Yıllardır, bana öyle geliyor ki, sanki yüzyıllardır yeşillendirme ve dikim için yani ormanlaştırma için paralar toplanıyor...

Bana bir alanı yeşile bürünmüş olarak gösterebilir misiniz?

Herhalde toplanan paralar sadece birilerine yetiyor...

Ben de birkaç kez mecburen adıma ağaç dikilsin diye para vermiştim, sadece üzerinde adım yazılmış kağıdı duruyor.

Yani bir ağacı kesmişler ve kağıt yapmışlar...

Faydamdan çok ziyanım olmuş...

Ben son zamanlarda ikinci değil aynı anda üçüncü yolun başlaması gerektiğini savunuyorum

Hatta Çeşme'de, Urla'da, İzmir'de yani her yerde sıkı bir çalışma ve düzenleme istiyor...

Ama buna karşı olanlar da var...

Zaten bunları görmeye yeni doğanların bile görecekleri için ömürleri yetmez, değil ki bizim...

En iyisi mi, ben sizin canınızı daha fazla sıkmadan, biraz gülümsetmeye çalışayım...

Ben kahkahayı attım okuyunca...

İşte Türkiye'nin bir başka gerçeği...

***

DİP EKSPRES

Bilgisayarınız varsa!

ABD Federal Havacılık İdaresi tarafından yapılan açıklamalar çerçevesinde güvenlik önlemlerinin yolcular için artırılması için yeni yöntemlerin belirlendiği ifade edildi.

Bu yasaklar arasında daha önce hiç gerçekleştirilmemiş olanlar da var.

En çok dikkat çeken yasaklar arasında Apple tarafından üretilen MacBook Pro serisine ait bilgisayar modellerinin olması tepkilere neden oldu.

Bu bilgisayarların bataryalarının yangın riski taşıdığı ve bu yüzden her daim patlamaya hazır oldukları öğrenildi.

Bu tür bilgisayarların herhangi bir soruna karşılık uçağa alınmamasına karar verildi. aşırı ısınma sorununun yaşanması nedeniyle Apple tarafından da bazı modeller geri çağrılmıştı.
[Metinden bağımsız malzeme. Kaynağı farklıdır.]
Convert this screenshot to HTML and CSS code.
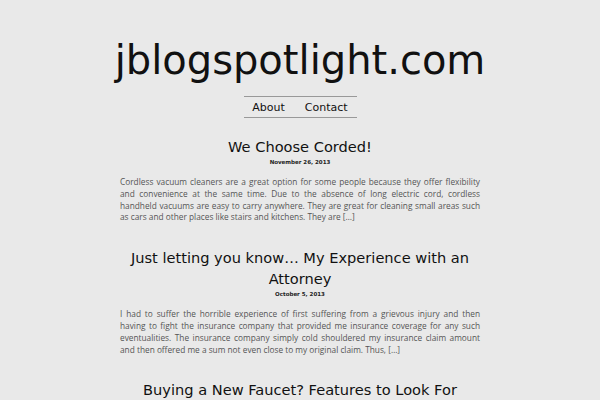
FILE: index.html
```html
<!DOCTYPE html>
<html>
<head>
<meta charset="utf-8">
<link rel="stylesheet" href="styles.css">
</head>
<body>
<header class="site-header">
  <h1 class="site-title">jblogspotlight.com</h1>
  <nav class="nav">
    <a href="#">About</a>
    <a href="#">Contact</a>
  </nav>
</header>
<main class="content">
  <article class="post">
    <h2 class="post-title">We Choose Corded!</h2>
    <div class="post-date">November 26, 2013</div>
    <p class="post-excerpt">Cordless vacuum cleaners are a great option for some people because they offer flexibility and convenience at the same time. Due to the absence of long electric cord, cordless handheld vacuums are easy to carry anywhere. They are great for cleaning small areas such as cars and other places like stairs and kitchens. They are […]</p>
  </article>
  <article class="post">
    <h2 class="post-title">Just letting you know… My Experience with an Attorney</h2>
    <div class="post-date">October 5, 2013</div>
    <p class="post-excerpt">I had to suffer the horrible experience of first suffering from a grievous injury and then having to fight the insurance company that provided me insurance coverage for any such eventualities. The insurance company simply cold shouldered my insurance claim amount and then offered me a sum not even close to my original claim. Thus, […]</p>
  </article>
  <article class="post">
    <h2 class="post-title">Buying a New Faucet? Features to Look For</h2>
  </article>
</main>
</body>
</html>
```
FILE: styles.css
```css
html, body {
  margin: 0;
  padding: 0;
  background: #e9e9e9;
}
body {
  font-family: "DejaVu Sans", sans-serif;
  color: #111;
}
.site-header {
  display: flex;
  flex-direction: column;
  align-items: center;
  padding-top: 35px;
}
.site-title {
  margin: 0;
  font-weight: normal;
  font-size: 40px;
  line-height: 50px;
  color: #111;
}
.nav {
  margin-top: 11px;
  width: 113px;
  border-top: 1px solid #999;
  border-bottom: 1px solid #999;
  display: flex;
  justify-content: center;
  gap: 20px;
  padding: 3px 0 2px;
}
.nav a {
  font-size: 11px;
  line-height: 15px;
  color: #111;
  text-decoration: none;
}
.content {
  width: 360px;
  margin: 0 auto;
  padding-top: 18px;
}
.post {
  margin-bottom: 24px;
}
.post-title {
  margin: 0;
  font-weight: normal;
  font-size: 14.6px;
  line-height: 21px;
  text-align: center;
  color: #111;
}
.post-date {
  font-family: "DejaVu Sans", sans-serif;
  font-weight: bold;
  font-size: 5.5px;
  line-height: 8px;
  text-align: center;
  color: #222;
  margin-top: 1px;
}
.post-excerpt {
  margin: 10px 0 0;
  font-family: "Open Sans", sans-serif;
  font-size: 8.3px;
  line-height: 11.8px;
  text-align: justify;
  color: #555;
}
```
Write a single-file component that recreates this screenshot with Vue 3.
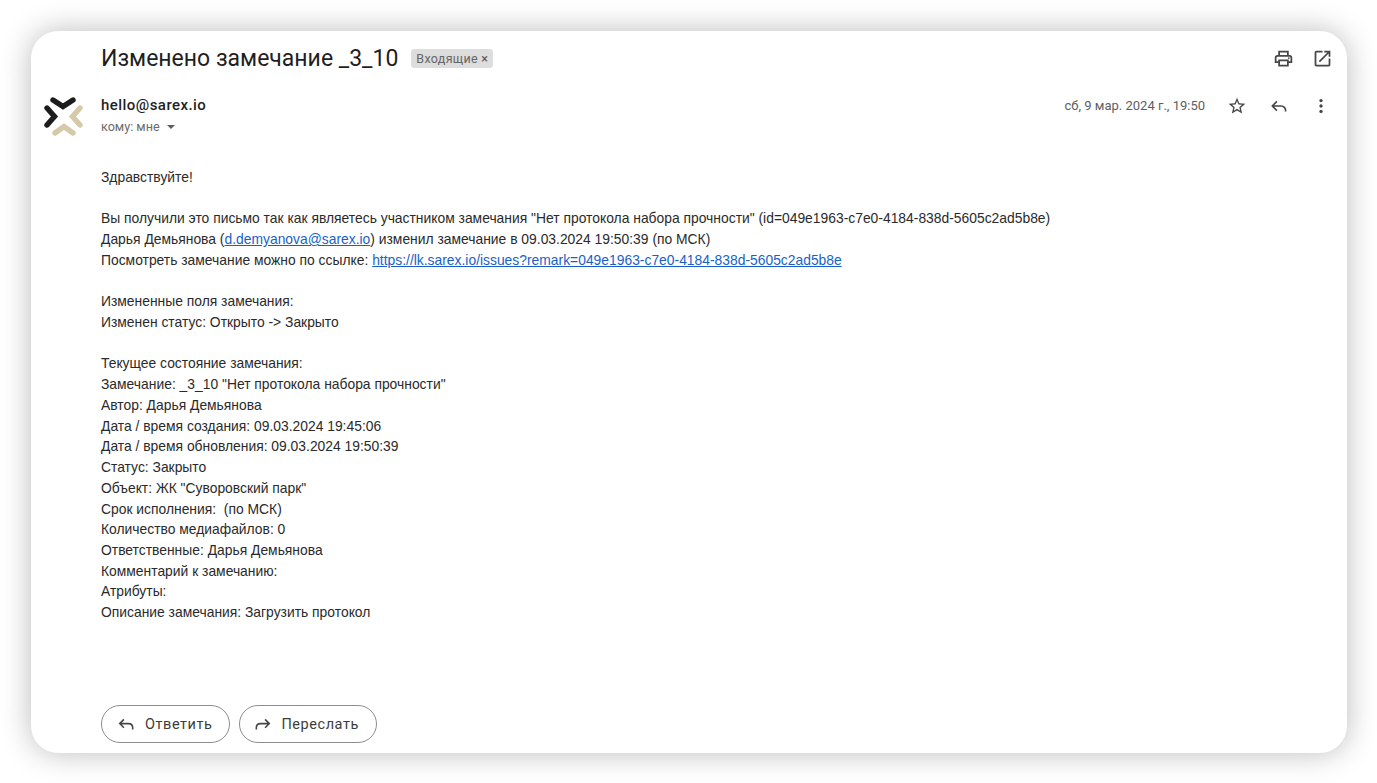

Çağrılan modellerin batarya değişimi şirket tarafından ücretsiz bir şekilde gerçekleştirilmişti.

Toplu sözleşme tepkisi

Memur-Sen İzmir İl Temsilcisi Ali Kaya, hükümetin memur ve memur emeklisine yönelik zam teklifine ilişkin, 'Yeni bir teklif ve yeni bir eşik bekliyoruz. Bunun için de hiç vakit kaybedilmemeli. Hükümet tarafının, kamu işveren tarafının hiç gecikmeden, vakit kaybetmeden yeni teklifi oluşturması gerekiyor.' dedi.

Kaya, Memur-Sen İzmir İl Temsilciliğinde düzenlediği basın toplantısında, hükümetin, memur ve memur emeklilerinin maaşlarında 2020'nin birinci altı aylık döneminde yüzde 3,5, ikinci altı aylık döneminde yüzde 3, 2021'in birinci altı aylık döneminde yüzde 3, ikinci altı aylık döneminde de yüzde 2,5 oransal artış yapılmasına yönelik teklifini değerlendirdi.

Kamu işverenin, görüşmelerin 16. gününde, kendi tekliflerinin iletilmesinden 22 gün sonra teklif sunduğuna işaret eden Kaya, teklifin gecikmeyi unutturacak kadar vahim bir içeriğe ve eksikliklere sahip olduğunu savundu.